# Regular Expressions (RegEx)

Regular Expressions, or RegEx for short, is a way of achieving complex string matching based on simple or complex patterns.


### Strengths of RegEx
1. Due to its complex syntax, it can allow for programmers to write robust rules in short spaces.

2. It can allow the researcher to find all types of variance in strings

3. It can perform remarkably quickly when compared to other methods.

4. It is universally supported

### Weaknesses of RegEx
1. Its syntax is quite difficult for beginners.

2. It order to work well, it requires a domain-expert to work alongside the programmer to think of all ways a pattern may vary in texts.

# How do we use RegEx in Python?

In [1]:
import re

In [2]:
pattern = r"((\d){1,2} (January|February|March|April|May|June|July|August|September|October|November|December))"

text = "This is a date 2 February. Another date would be 14 August."
matches = re.findall(pattern, text)
print (matches)

[('2 February', '2', 'February'), ('14 August', '4', 'August')]


### Code Breakdown

`(\d){1,2}` says that we are looking for a digit (0-9) that occurs either once or twice {1,2}.

\
Next we have `(January|February|March|April|May|June|July|August|September|October|November|December)` using a whole bunch of `OR`s saying that we will have at least one of these.

### We can also have bigger regular expressions

The following accounts for dates of both types:

`February 2` or `2 February`

In [13]:
pattern = r"(((\d){1,2}( (January|February|March|April|May|June|July|August|September|October|November|December)))|(((January|February|March|April|May|June|July|August|September|October|November|December) )(\d){1,2}))"

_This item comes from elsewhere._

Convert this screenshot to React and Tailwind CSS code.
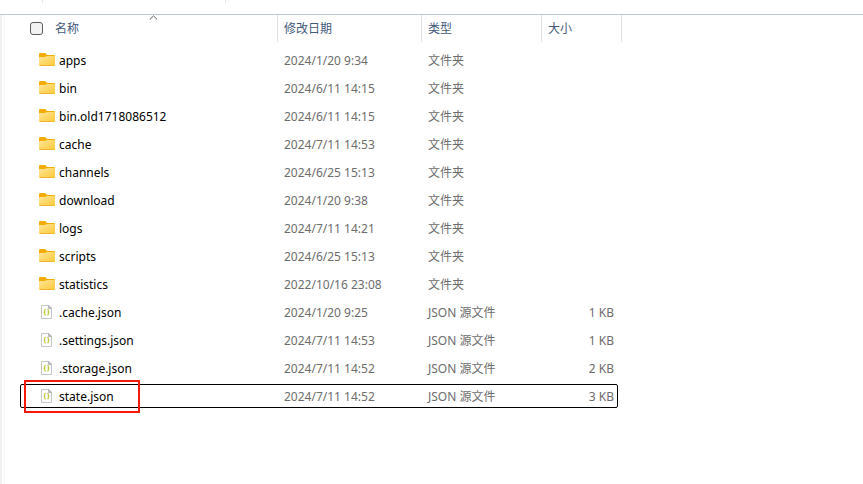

text = "This is a date February 2. Another date would be 14 August."
matches = re.findall(pattern, text)
print (matches)

[('February 2', '', '', '', '', 'February 2', 'February ', 'February', '2'), ('14 August', '14 August', '4', ' August', 'August', '', '', '', '')]


### Using an iterator - `re.finditer`

In [8]:
text = "This is a date February 2. Another date would be 14 August."
iter_matches = re.finditer(pattern, text)
print (iter_matches)
for hit in iter_matches:
    print (hit)

<callable_iterator object at 0x107b1b9d0>
<re.Match object; span=(15, 25), match='February 2'>
<re.Match object; span=(49, 58), match='14 August'>


We have start and end indices in the span. We can use this info to grab the dates alone.

In [9]:
text = "This is a date February 2. Another date would be 14 August."
iter_matches = re.finditer(pattern, text)
for hit in iter_matches:
    start = hit.start()
    end = hit.end()
    print (text[start:end])

February 2
14 August


# Using RegEx with the EntityRuler

### How we used to do it

In [14]:
#Import the requisite library
import spacy

#- Sample text
text = "This is a sample number 555-5555."

#- Build upon the spaCy Small Model
nlp = spacy.blank("en")

#- Create the Ruler and Add it
ruler = nlp.add_pipe("entity_ruler")

#- List of Entities and Patterns (source: https://spacy.io/usage/rule-based-matching)
patterns = [
                {"label": "PHONE_NUMBER", "pattern": [{"SHAPE": "ddd"},
                {"ORTH": "-", "OP": "?"}, {"SHAPE": "dddd"}]}
            ]
#- Add patterns to ruler
ruler.add_patterns(patterns)

#- Create the doc
doc = nlp(text)

#- Extract entities
for ent in doc.ents:
    print (ent.text, ent.label_)

555-5555 PHONE_NUMBER


### Now we use RegEx

In [22]:

#- Sample text
text = "This is a sample number (555) 555-5555."

#- Build upon the spaCy Small Model
nlp = spacy.blank("en")

#- Create the Ruler and Add it
ruler = nlp.add_pipe("entity_ruler")

#- List of Entities and Patterns (source: https://spacy.io/usage/rule-based-matching)
patterns = [
                {
                    "label": "PHONE_NUMBER", 
                    "pattern": [
                                {"TEXT": {"REGEX": "((\d){3}-(\d){4})"}}
                               ]
                }
            ]

#- Add patterns to ruler
ruler.add_patterns(patterns)


#- Create the doc
doc = nlp(text)

#-s Extract entities
for ent in doc.ents:
    print (ent.text, ent.label_)

### EntityRuler cannot use RegEx to pattern match across tokens!

The dash in the phone number throws off the EntityRuler.